Foreign Deceit: A David Wolf Mystery – Jeff Carson, Cross Atlantic Publishing 2013. I read the Kindle Edition from Amazon
This is a first novel from what I can tell by author Jeff Carson. It’s a mystery of the thriller variety. While awaiting a potential promotion to Sheriff, Deputy Sargent David Wolf gets notified of his brothers suicide in a small city in northern Italy. Circumstances surrounding his brothers death have details that do not ring true, so he goes there to look into it and bring the body home. While investigating with the help of an attractive, young police woman Lia Parente he uncovers more than just the local charms. The book ends with his return to Colorado and a nice hook into volume two. The e-book edition I read, the first two chapters of the second book in this series are provided.
After letting this sit and digest with me, nothing there really stands out that I can recall with good texture. Perhaps the thing sticking out to me the most is Lia’s ability to drive an Alfa Romero very well, and that she may be ‘vivacious’ but I would have like to have spent more time at the post-climax of the novel exploring that in better detail.
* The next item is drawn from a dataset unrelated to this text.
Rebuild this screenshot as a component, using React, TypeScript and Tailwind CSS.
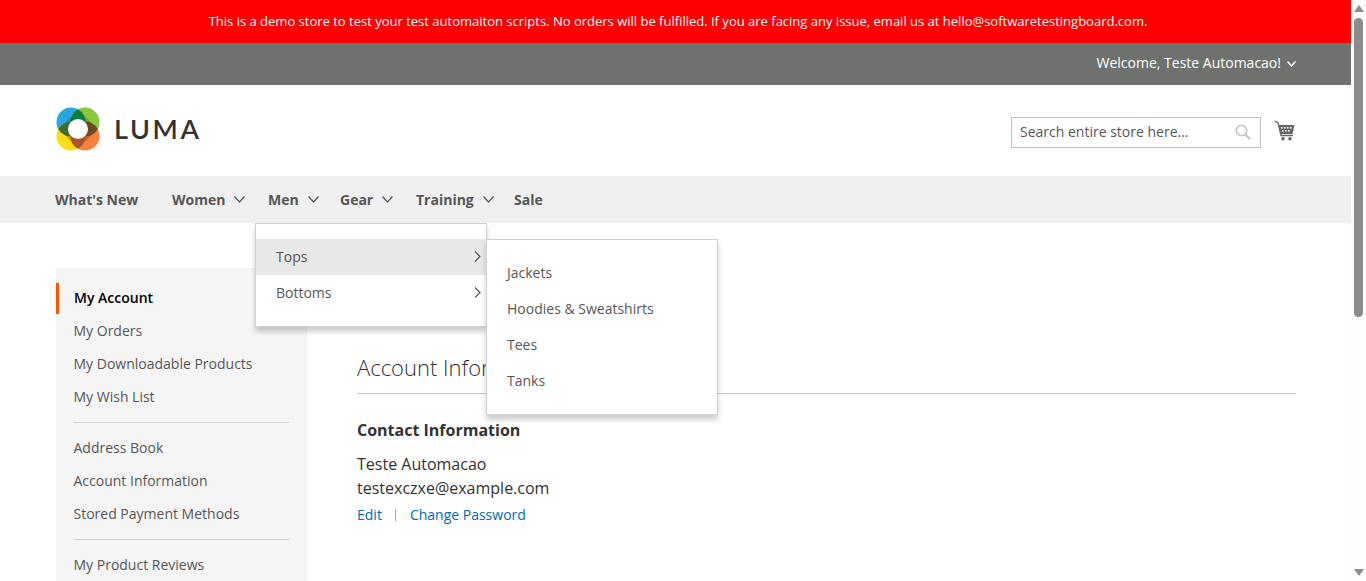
const font = "font-['Open_Sans',sans-serif]";

function Logo() {
  return (
    <svg width="44" height="44" viewBox="0 0 44 44">
      <defs>
        <clipPath id="blue"><circle cx="15" cy="15" r="14.5" /></clipPath>
        <clipPath id="green"><circle cx="29" cy="15" r="14.5" /></clipPath>
        <clipPath id="yellow"><circle cx="15" cy="29" r="14.5" /></clipPath>
        <clipPath id="orange"><circle cx="29" cy="29" r="14.5" /></clipPath>
      </defs>
      <circle cx="15" cy="15" r="14.5" fill="#27a8e0" />
      <circle cx="29" cy="15" r="14.5" fill="#8dc63f" />
      <circle cx="15" cy="29" r="14.5" fill="#ffdd15" />
      <circle cx="29" cy="29" r="14.5" fill="#f58040" />
      <circle cx="22" cy="22" r="14" fill="#000" opacity="0.2" />
      <circle cx="29" cy="15" r="14.5" fill="#0c7b3e" clipPath="url(#blue)" />
      <circle cx="15" cy="29" r="14.5" fill="#3f6b34" clipPath="url(#blue)" />
      <circle cx="29" cy="29" r="14.5" fill="#6b4a22" clipPath="url(#green)" />
      <circle cx="29" cy="29" r="14.5" fill="#a9532a" clipPath="url(#yellow)" />
      <circle cx="22" cy="22" r="10" fill="#fff" />
    </svg>
  );
}

function CartIcon() {
  return (
    <svg width="21" height="21" viewBox="0 0 21 21" fill="#666">
      <path d="M0.5 1 L4 2.8 L7 15.5 H19" fill="none" stroke="#666" strokeWidth="1.3" />
      <path d="M4.5 5 H20.5 L18.5 14 H7 Z" />
      <g fill="#fff">
        <rect x="7" y="7" width="1.6" height="1.6" />
        <rect x="10" y="7" width="1.6" height="1.6" />
        <rect x="13" y="7" width="1.6" height="1.6" />
        <rect x="16" y="7" width="1.6" height="1.6" />
        <rect x="8" y="10" width="1.6" height="1.6" />
        <rect x="11" y="10" width="1.6" height="1.6" />
        <rect x="14" y="10" width="1.6" height="1.6" />
      </g>
      <circle cx="9" cy="18.8" r="1.8" />
      <circle cx="16" cy="18.8" r="1.8" />
    </svg>
  );
}

function SearchIcon() {
  return (
    <svg width="16" height="16" viewBox="0 0 16 16" fill="none" stroke="#c2c2c2" strokeWidth="1.6">
      <circle cx="6.5" cy="6.5" r="5.2" />
      <path d="M10.5 10.5 L15.2 15.2" strokeWidth="2" />
    </svg>
  );
}

function Caret({ w, h, stroke, color }: { w: number; h: number; stroke: number; color: string }) {
  return (
    <svg width={w} height={h} viewBox={`0 0 ${w} ${h}`} fill="none" stroke={color} strokeWidth={stroke}>
      <path d={`M0.5 0.5 L${w / 2} ${h - 1} L${w - 0.5} 0.5`} />
    </svg>
  );
}

function MenuArrow() {
  return (
    <svg width="7" height="11" viewBox="0 0 7 11" fill="none" stroke="#575757" strokeWidth="1.2">
      <path d="M1 0.5 L6 5.5 L1 10.5" />
    </svg>
  );
}

function NavItem({ label, arrow = true, className = "" }: { label: string; arrow?: boolean; className?: string }) {
  return (
    <div className={`flex items-center ${className}`}>
      <span className="text-[14px] font-bold text-[#575757]">{label}</span>
      {arrow && (
        <span className="ml-[9px]">
          <Caret w={11} h={7} stroke={1.2} color="#575757" />
        </span>
      )}
    </div>
  );
}

function SideLink({ label }: { label: string }) {
  return <div className="h-[33px] pl-[17.5px] text-[14px] leading-[33px] text-[#575757]">{label}</div>;
}

function Divider() {
  return <div className="mx-[18px] mt-[9px] mb-[8px] h-px bg-[#d1d1d1]" />;
}

export default function App() {
  return (
    <div className={`flex h-[581px] w-[1366px] overflow-hidden bg-white ${font}`}>
      <div className="relative w-[1351px] shrink-0">
        <div className="flex h-[43px] items-center justify-center bg-[#ff0000] pl-[5px] text-[13px] text-white">
          This is a demo store to test your test automaiton scripts. No orders will be fulfilled. If you are facing any issue, email us at hello@softwaretestingboard.com.
        </div>
        <div className="flex h-[42px] items-center justify-end bg-[#6e716e] pr-[55px] pb-[3px] text-[14px] text-white">
          Welcome, Teste Automacao!
          <span className="ml-[6px] mt-[3px]">
            <Caret w={9} h={6} stroke={1.5} color="#fff" />
          </span>
        </div>

        <header className="flex h-[91px] items-center justify-between pl-[56px] pr-[55px]">
          <div className="mb-[3px] flex items-center">
            <Logo />
            <span className="ml-[14px] font-['Lato',sans-serif] text-[27px] font-semibold tracking-[2.6px] text-[#333]">LUMA</span>
          </div>
          <div className="flex items-center">
            <div className="mt-[3px] flex h-[31px] w-[250px] items-center justify-between border border-[#c2c2c2] pl-[8px] pr-[9px] text-[14px] text-[#575757]">
              <span className="mb-[2px]">Search entire store here...</span>
              <SearchIcon />
            </div>
            <div className="ml-[13px] mr-[1px]"><CartIcon /></div>
          </div>
        </header>

        <nav className="flex h-[47px] items-center bg-[#f0f0f0] pl-[55px]">
          <NavItem label="What's New" arrow={false} className="w-[117px]" />
          <NavItem label="Women" className="w-[96px]" />
          <NavItem label="Men" className="w-[72px]" />
          <NavItem label="Gear" className="w-[76px]" />
          <NavItem label="Training" className="w-[98px]" />
          <NavItem label="Sale" arrow={false} />
        </nav>

        <main className="flex pl-[56px] pt-[45px]">
          <aside className="h-[400px] w-[251px] shrink-0 bg-[#f5f5f5] pt-[15px]">
            <div className="h-[31px] border-l-[3px] border-[#ff5501] pl-[15px] text-[14px] font-semibold leading-[29px] text-black">My Account</div>
            <SideLink label="My Orders" />
            <SideLink label="My Downloadable Products" />
            <SideLink label="My Wish List" />
            <Divider />
            <SideLink label="Address Book" />
            <SideLink label="Account Information" />
            <SideLink label="Stored Payment Methods" />
            <Divider />
            <SideLink label="My Product Reviews" />
          </aside>
          <section className="ml-[50px] w-[939px] pt-[82px]">
            <div className="h-[44px] border-b border-[#c6c6c6] text-[22px] font-light leading-[34px] text-[#333]">Account Information</div>
            <div className="mt-[24px] text-[16px] font-bold leading-[24px] text-[#333]">Contact Information</div>
            <div className="mt-[10px] text-[16px] leading-[24px] text-[#333]">
              <div>Teste Automacao</div>
              <div>testexczxe@example.com</div>
            </div>
            <div className="mt-[3px] flex items-center text-[14px] leading-[24px] text-[#006bb4]">
              <span>Edit</span>
              <span className="ml-[13px] mr-[14px] h-[12px] w-px bg-[#a6a6a6]" />
              <span>Change Password</span>
            </div>
          </section>
        </main>

        {/* open menu */}
        <div className="absolute left-[255px] top-[223px] h-[104px] w-[232px] border border-[#d1d1d1] bg-white py-[15px] shadow-[0_5px_5px_rgba(0,0,0,0.19)]">
          <div className="flex h-[36px] items-center justify-between bg-[#e8e8e8] pb-[2px] pl-[20px] pr-[5px] text-[14px] text-[#575757]">
            Tops
            <MenuArrow />
          </div>
          <div className="flex h-[36px] items-center justify-between pb-[2px] pl-[20px] pr-[5px] text-[14px] text-[#575757]">
            Bottoms
            <MenuArrow />
          </div>
        </div>
        <div className="absolute left-[486px] top-[239px] h-[176px] w-[232px] border border-[#d1d1d1] bg-white py-[15px] shadow-[0_5px_5px_rgba(0,0,0,0.19)]">
          {["Jackets", "Hoodies & Sweatshirts", "Tees", "Tanks"].map((item) => (
            <div key={item} className="flex h-[36px] items-center pb-[2px] pl-[20px] text-[14px] text-[#575757]">
              {item}
            </div>
          ))}
        </div>
      </div>

      {/* scrollbar */}
      <div className="relative flex w-[15px] shrink-0 flex-col items-center bg-[#fdfdfd]">
        <div className="mt-[5px] h-0 w-0 border-x-[5px] border-b-[7px] border-x-transparent border-b-[#8c8c8c]" />
        <div className="mt-[6px] h-[299px] w-[9px] rounded-[5px] bg-[#8c8c8c]" />
        <div className="mt-auto mb-[5px] h-0 w-0 border-x-[5px] border-t-[7px] border-x-transparent border-t-[#8c8c8c]" />
      </div>
    </div>
  );
}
Between Colorado and northern Italy Carson does a decent job in describing the landscapes and settings, but nothing really grabs me with any detail, or texture. I’m not expecting James Lee Burke pastoral here. But given two opportunities to bring a place to life I see an opportunity wasted I suppose. The language used is… standard, no, flat. Yeah, I would describe the descriptions as flat.
“Wolf had been studying the foliage of the area, and could only come to the conclusion that nature looked confused. There were palm trees, pine trees with long drooping limbs, stiff spiked trees with red flowers that looked like fruit, large-leaved prehistoric looking bushes, pine trees you might see in Colorado, and a variety of exotic-looking foliage he’d never seen. The lawn was lush green, full of grasses and thick-stemmed wild flowers with tiny yellow and blue blossoms, and at least a foot tall. One thing was certain—this area got a lot of rain.”
The area is well described, yet… nothing really has a texture. And this marks the description of, well, everything. Its there, but not that we ‘feel’ it. Even the Italian dinner scene at Detective Rossi’s house lacks texture…and if anything is ripe for pulling all our senses in, its an Italian dinner… I WANT to taste that spaghetti! And experience Office Parente… now THAT would be a sensation to textualize!